Hopman and the select() system call

Reactive applications

When an application must essentially react to external events like user inputs or kernel events, it is called reactive. An example is the shell, which remains sleeping in the absence of inputs, where inputs can be user keyboard and child termination. So are text editors. Similarly, programs with a graphical interface are permanently waiting for mouse events and/or keyboard input. All these applications must react without delay to various inputs, which means that they use very little CPU resource and essentially remain sleeping until some input requires action. When such an application needs to perform resource intensive action, it delegates it either to a dedicated thread or to another application.

Asynchronous events

There are two sorts of asynchronous events an application can receive:

The select() system call

At the heart of the art of asynchronous programming in Unix is the select() system call. This system call has variants such as pselect(), poll(), and more recently introduced, epoll(). Here we will talk of them all under the generic name of select(), since they all do the same thing with different syntaxes and different limitations and options.

When an application invokes select(), it passes it a list of I/O events it is waiting for, and (unless otherwise specified) enters a sleeping state until at least one of the expected events happens. select() also returns when a signal is caught.

In Linux, thanks to the signalfd API, the signals can be routed to a pseudo-file descriptor, which can be awaited for, like any other file descriptor thanks to select() - in this case, the signals must be masked. This allows to serialise the processing of signals and to treat all asynchronous events in the same way.

Kernel events

In addition to ordinary I/O paths, there are several kinds of events which can be produced by the kernel upon request of an application. Such are

ALl these events are presented to the application as data to be read from pseudo-file descriptors, making them eligible for use in select().

Callback management

As we have seen, all events in Unix can be awaited in one single place by invoking select() with all related I/O paths in the same time. It is an error to wait for a set of I/O path in one place and for others in another place. In the best case it would lead to inefficiency.
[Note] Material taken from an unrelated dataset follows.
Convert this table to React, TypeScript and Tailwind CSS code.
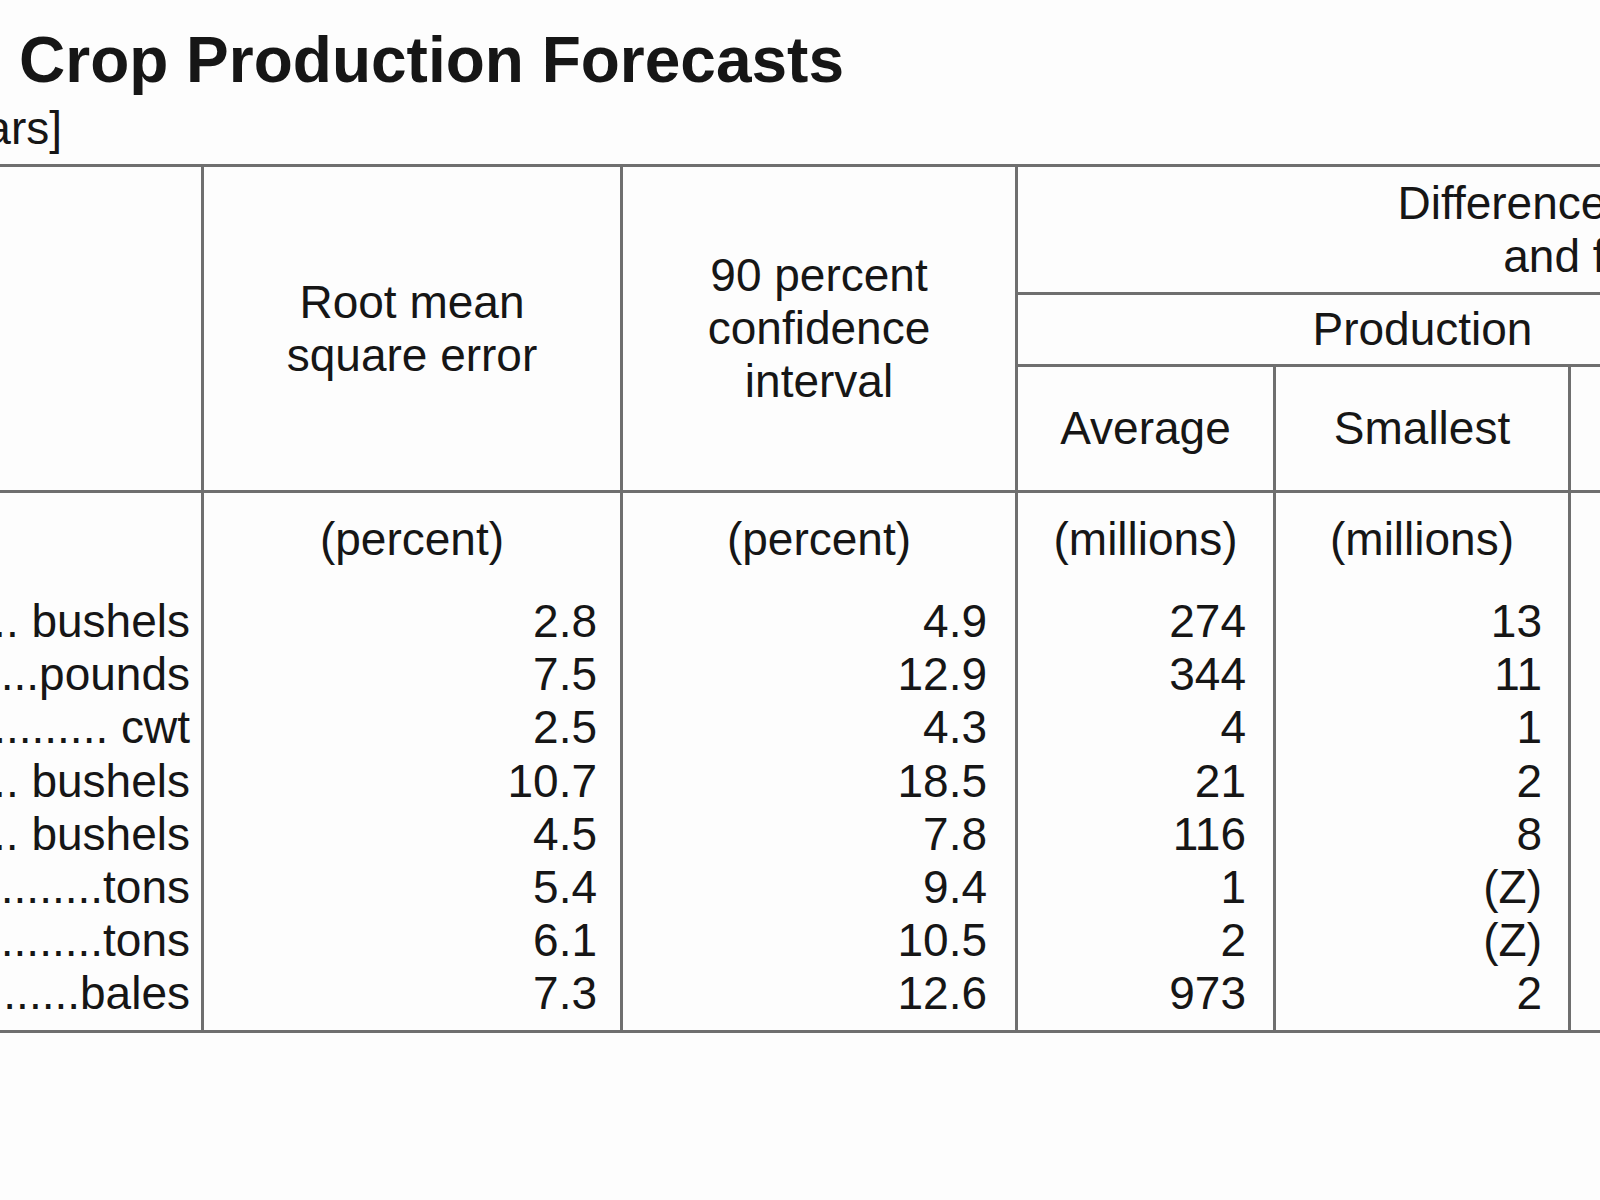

In some applications, the I/O paths which must be monitored are known from the beginning and never change. In some others they may be created on the fly - eg when a new client connects to a server.

The classical way to implement the use of select() is through a well organized registration of callbacks. A callback-declarator function takes as argument

The callback-function is to be called when the given event is detected. This kind of function is named a callback function, because of the method in which it is used. It receives in argument the file descriptor and the event type (input or output).

When the initial set of callback functions and I/O paths have been declared and all other initialization steps have been done, the program enters its reactive phase, which normally lasts until the end. The reactive phase consists in an indefinite loop made of select(), followed by the invocation of the callback functions for all detected events.

Interfacing with a graphics library

The graphics libraries make use of select() to handle mouse-events (movements and clicks) and keyboard inputs. They have, therefore their own calback-declarator. Since it is well known that having another invocation of select() in the application would lead to a total mess, the graphics libraries use to make their callback-declarator available to the application, although with their particular datatype for the file descriptors and argument list for the callback function. For example, in the GTK+-2 library, the callback declarator is g_io_add_watch(). GTK+-2 is an object-oriented library written in C. The file descriptors are represented by objects of type GIOChannel, which must be created by gio_channel_unix_new(filedescriptor). Similarly, a particular type is declared for callback functions.

Hopman and graphics libraries

Hopman was designed independantly of any particular graphics library. It comprises an initialization phase and a reactive phase (reactions to device insertion/removal through inotify, reaction to signals (SIGWAIT, SIGTERM, SIGHUP), and reactions to changes in /proc/self/mountinfo. it therefore provides three callback functions, one for the file descriptor associated to Inotify, one for the file descriptor associated to signalfd, and one for the condition "urgent data" of /proc/self/mountinfo. The library watch.a provides six functions to initialize and to read inotify, signalfd and mountinfo events. It is up to the main program "hopman" associated to the graphics library to invoke the initialization functions and convert the file descriptors to objects matching the types defined by the graphics library and declare callback functions apropriate to invoke the functions which read the associated paths.